Quantitative Approach
A way of explaining science through properties of reality that can be measured and quantified.
Determinism
A school of thought arguing that all actions and events exist within an inexorable chain of cause and effect.
Faith
The attitude of those who believe they possess absolute truth.
Epistemology
The discipline that studies how scientific knowledge is produced (the study of science).
Geocentrism
A model explaining that the Earth is fixed at the center of the universe.
Heliocentrism
The theory arguing that the Sun is at the center of the universe, and the Earth, far from being still, is a planet that revolves around it.
Hypothesis
An assumption or tentative explanation proposed by a scientist to interpret or solve certain facts.
Indeterminism
An explanation of reality where events are not predetermined; the world is as it is, but it could be otherwise.
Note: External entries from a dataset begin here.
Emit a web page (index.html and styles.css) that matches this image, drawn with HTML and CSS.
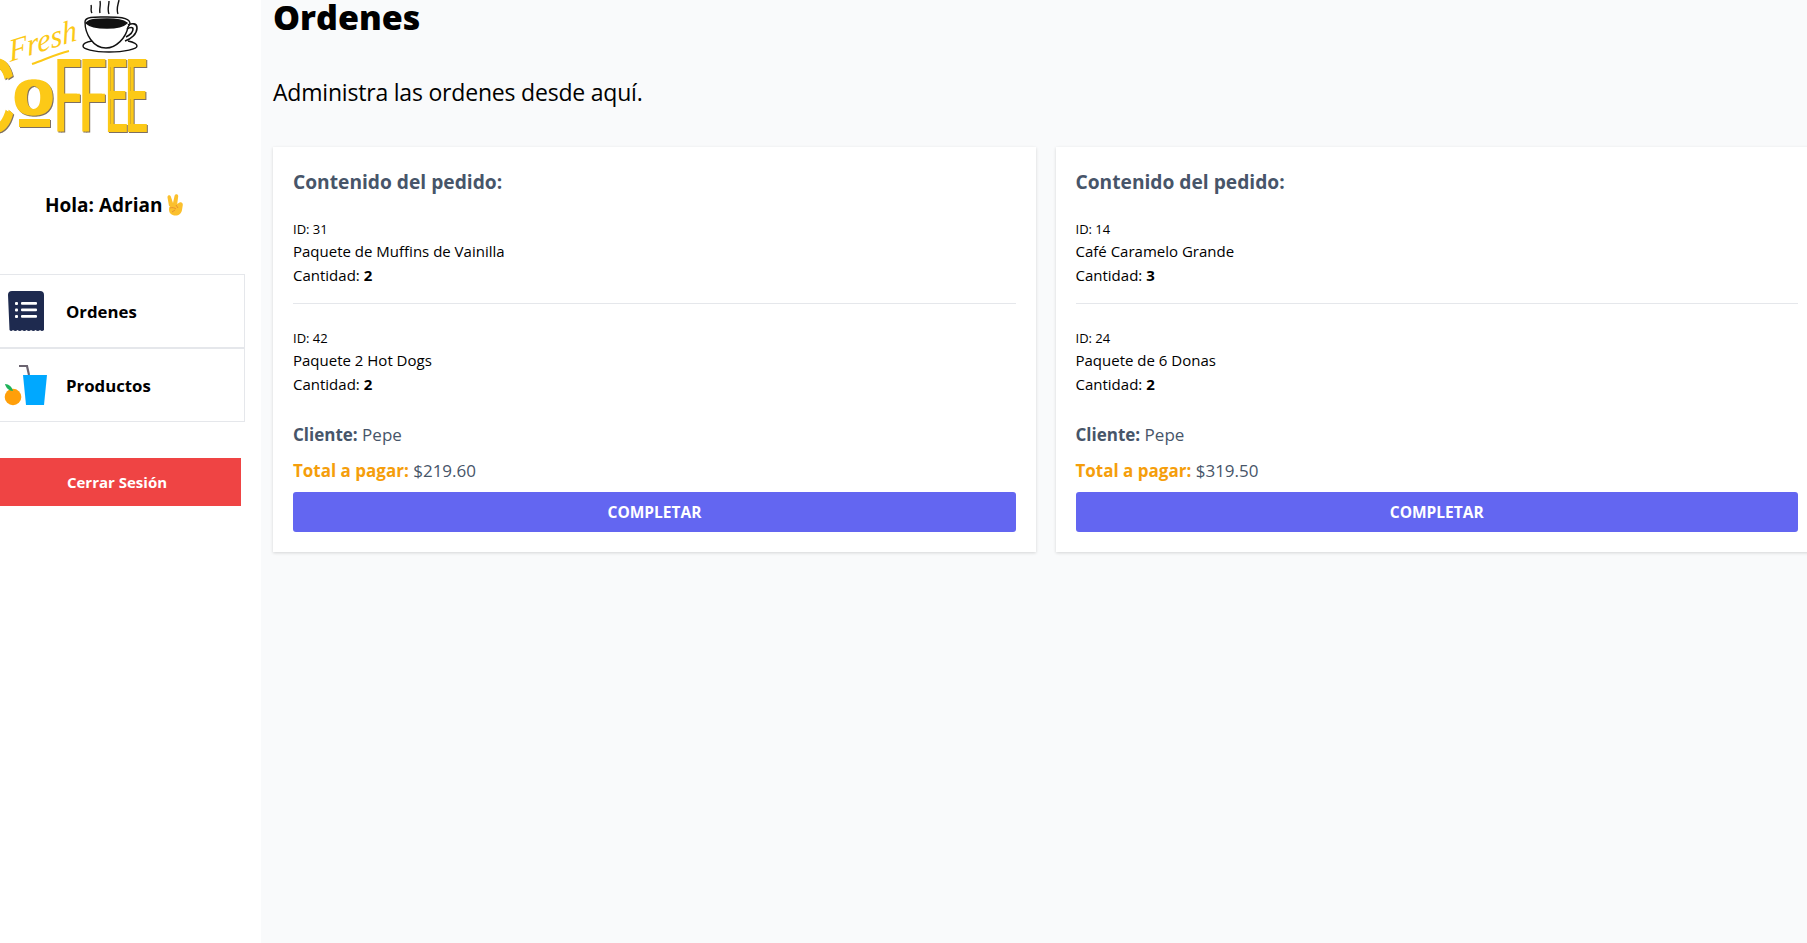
FILE: index.html
```html
<!DOCTYPE html>
<html lang="es">
<head>
    <meta charset="UTF-8">
    <meta name="viewport" content="width=device-width, initial-scale=1.0">
    <title>Ordenes</title>
    <link rel="stylesheet" href="styles.css">
</head>
<body>
    <aside class="sidebar">
        <svg class="logo" width="160" height="140" viewBox="0 0 160 140">
            <g class="logo-cup" fill="none" stroke="#111" stroke-width="1.4">
                <path d="M92 13c-2-3 0-5-1-8M100 13c-1-4 1-7 0-12M109 14c-2-5 0-8 0-13M118 14c-2-5 0-9 1-14"/>
                <path d="M85 22c0-6 12-5 22-5s22 0 23 6c0 2-1 3-2 4-2 11-12 21-22 21-13 0-21-14-21-26z" fill="#fff"/>
                <path d="M86 23c4-4 12-4 21-4s16 1 20 4c-4 4-12 5-20 5s-17-1-21-5z" fill="#111"/>
                <path d="M128 25c4-2 9-2 9 3 0 6-6 11-12 13M127 29c3-2 6-2 6 0 0 3-3 6-7 8" stroke-width="1.6"/>
                <path d="M92 41c-6 1-9 3-9 5 0 3 10 6 26 6s28-3 28-6c0-2-4-4-9-5"/>
            </g>
            <text class="logo-fresh" transform="translate(10 62) rotate(-18) skewX(-12)">Fresh</text>
            <path d="M32 64c12-4 24-10 37-13" fill="none" stroke="#fcc917" stroke-width="2"/>
            <g class="logo-word">
                <text transform="translate(-30 132) scale(.56 1)">C</text>
                <text class="logo-o" x="12" y="115">o</text>
                <text transform="translate(54 132) scale(.39 1)">F</text>
                <text transform="translate(79 132) scale(.39 1)">F</text>
                <text transform="translate(105.500 132) scale(.28 1)">E</text>
                <text transform="translate(125.500 132) scale(.28 1)">E</text>
                <rect x="19" y="119" width="28" height="8"/>
            </g>
        </svg>

        <p class="greeting">
            Hola: Adrian
            <svg class="wave" width="18" height="22" viewBox="0 0 18 22">
                <path d="M3 12 1.500 3.500c-.3-2.500 3-3 3.500-.5l2 6 1.500-7c.5-2.500 4-2 3.700.5l-1 7.500 2.300-1.500c2-1 3.500.5 3.300 2.500l-.8 5c-.6 3.500-3 5.500-6.500 5.500-4 0-6.500-2.500-6.500-6 0-1.500.2-2.500 1-3.500z" fill="#fbc02d"/>
                <path d="M4 14c2-1 5 0 6 1M6 18l3-2M10 11l2 3" fill="none" stroke="#e8912d" stroke-width="1"/>
            </svg>
        </p>

        <nav class="nav">
            <a class="nav-item" href="#">
                <svg width="38" height="40" viewBox="-1 0 38 40">
                    <path d="M0 4a4 4 0 0 1 4-4h28a4 4 0 0 1 4 4v35q-2 2-4 0-2 2-4.500 0-2 2-4.500 0-2 2-4.500 0-2 2-4.500 0-2 2-4.500 0-2 2-4.500 0-2 2-3.500 0z" fill="#1e2a4f"/>
                    <g fill="#fff">
                        <rect x="7" y="11" width="3" height="3" rx="1"/>
                        <rect x="7" y="17.500" width="3" height="3" rx="1"/>
                        <rect x="7" y="24" width="3" height="3" rx="1"/>
                        <rect x="13" y="11" width="16" height="2.700" rx="1"/>
                        <rect x="13" y="17.500" width="16" height="2.700" rx="1"/>
                        <rect x="13" y="24" width="16" height="2.700" rx="1"/>
                    </g>
                </svg>
                <span>Ordenes</span>
            </a>
            <a class="nav-item" href="#">
                <svg width="44" height="42" viewBox="0 0 44 42">
                    <path d="M15 2h8l2 9" fill="none" stroke="#6b6470" stroke-width="2.200"/>
                    <path d="M19 11h24l-3 30H22z" fill="#00a8ff"/>
                    <circle cx="9" cy="33" r="8.300" fill="#ff9f0a"/>
                    <path d="M1 20c4 0 7 3 8 7-4 0-7-3-8-7z" fill="#1fb25a"/>
                </svg>
                <span>Productos</span>
            </a>
        </nav>

        <button class="logout" type="button">Cerrar Sesión</button>
    </aside>

    <main class="content">
        <h1>Ordenes</h1>
        <p class="subtitle">Administra las ordenes desde aquí.</p>

        <div class="orders">
            <section class="card">
                <h2>Contenido del pedido:</h2>
                <div class="item">
                    <p class="item-id">ID: 31</p>
                    <p>Paquete de Muffins de Vainilla</p>
                    <p>Cantidad: <b>2</b></p>
                </div>
                <div class="item">
                    <p class="item-id">ID: 42</p>
                    <p>Paquete 2 Hot Dogs</p>
                    <p>Cantidad: <b>2</b></p>
                </div>
                <p class="client"><b>Cliente:</b> Pepe</p>
                <p class="total"><b>Total a pagar:</b> $219.60</p>
                <button class="complete" type="button">COMPLETAR</button>
            </section>

            <section class="card">
                <h2>Contenido del pedido:</h2>
                <div class="item">
                    <p class="item-id">ID: 14</p>
                    <p>Café Caramelo Grande</p>
                    <p>Cantidad: <b>3</b></p>
                </div>
                <div class="item">
                    <p class="item-id">ID: 24</p>
                    <p>Paquete de 6 Donas</p>
                    <p>Cantidad: <b>2</b></p>
                </div>
                <p class="client"><b>Cliente:</b> Pepe</p>
                <p class="total"><b>Total a pagar:</b> $319.50</p>
                <button class="complete" type="button">COMPLETAR</button>
            </section>
        </div>
    </main>
</body>
</html>
```

FILE: styles.css
```css
:root {
    --slate: #475569;
    --amber: #f59e0b;
    --indigo: #6366f1;
    --line: #e5e7eb;
}

html, body {
    height: 100%;
}

body {
    margin: 0;
    display: flex;
    overflow: hidden;
    font-family: 'Open Sans', 'Noto Sans', sans-serif;
    background-color: #f9fafb;
    color: #000;
}

p, h1, h2 {
    margin: 0;
}

.sidebar {
    flex: none;
    width: 261px;
    height: 100%;
    background-color: #fff;
}

.logo {
    display: block;
}

.logo-word {
    font-family: 'Liberation Sans', sans-serif;
    font-size: 105px;
    fill: #fcc917;
    filter: drop-shadow(3px 0 0 #fcc917) drop-shadow(1px 1px 0 #7d6f62);
}

.logo-o {
    font-family: 'Liberation Sans', sans-serif;
    font-size: 66px;
    font-weight: 700;
}

.logo-fresh {
    font-family: 'Liberation Serif', serif;
    font-style: italic;
    font-size: 31px;
    fill: #fcc917;
}

.greeting {
    display: flex;
    align-items: center;
    gap: 4px;
    margin-top: 51px;
    padding-left: 45px;
    font-size: 19px;
    font-weight: 700;
    line-height: 28px;
}

.nav {
    width: 245px;
    margin-top: 55px;
}

.nav-item {
    display: flex;
    align-items: center;
    box-sizing: border-box;
    height: 74px;
    padding-left: 4px;
    border: 1px solid var(--line);
    border-left: none;
    color: #000;
    font-size: 16.800px;
    font-weight: 700;
    text-decoration: none;
}

.nav-item svg {
    flex: none;
    width: 44px;
    margin-right: 18px;
}

.logout {
    display: block;
    width: 241px;
    height: 48px;
    margin-top: 36px;
    padding: 0 7px 0 0;
    border: none;
    background-color: #ef4444;
    color: #fff;
    font-family: inherit;
    font-size: 15px;
    font-weight: 700;
}

.content {
    flex: none;
    padding-left: 12px;
}

h1 {
    margin-top: -3px;
    font-size: 34px;
    font-weight: 800;
    line-height: 40px;
}

.subtitle {
    margin-top: 39px;
    font-size: 23px;
    letter-spacing: -0.2px;
    line-height: 32px;
}

.orders {
    display: grid;
    grid-template-columns: 763px 762.500px;
    gap: 19.500px;
    align-items: start;
    margin-top: 39px;
}

.card {
    padding: 21px 20px 20px;
    background-color: #fff;
    box-shadow: 0 1px 3px rgba(0, 0, 0, 0.15);
}

h2 {
    color: var(--slate);
    font-size: 19.200px;
    font-weight: 700;
    line-height: 28px;
}

.item {
    padding: 23px 0 16px;
    font-size: 15px;
    line-height: 24px;
}

.item + .item {
    padding-top: 24px;
    border-top: 1px solid var(--line);
}

.item-id {
    font-size: 13px;
    line-height: 20px;
}

.client, .total {
    color: var(--slate);
    font-size: 17px;
    line-height: 28px;
}

.client {
    margin-top: 9px;
}

.total {
    margin-top: 8px;
}

.total b {
    color: var(--amber);
}

.complete {
    display: block;
    width: 100%;
    height: 40px;
    margin-top: 7px;
    border: none;
    border-radius: 3px;
    background-color: var(--indigo);
    color: #fff;
    font-family: inherit;
    font-size: 15.500px;
    font-weight: 700;
}
```
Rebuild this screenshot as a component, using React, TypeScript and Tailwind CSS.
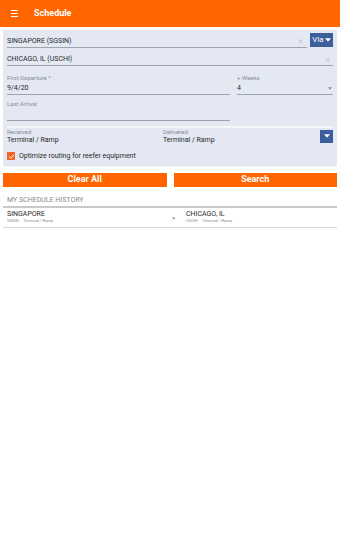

This is the majority position in contemporary science.
Mechanicism
A theoretical model for the interpretation of nature.
Deductive Method
A scientific method where results are derived from general definitions by following rules of correct reasoning.
Hypothetico-Deductive Method
A method combining deductive and inductive models, following these steps:
- A problem is identified.
- Possible consequences are derived from a hypothesis.
- The consequences are compared with empirical facts.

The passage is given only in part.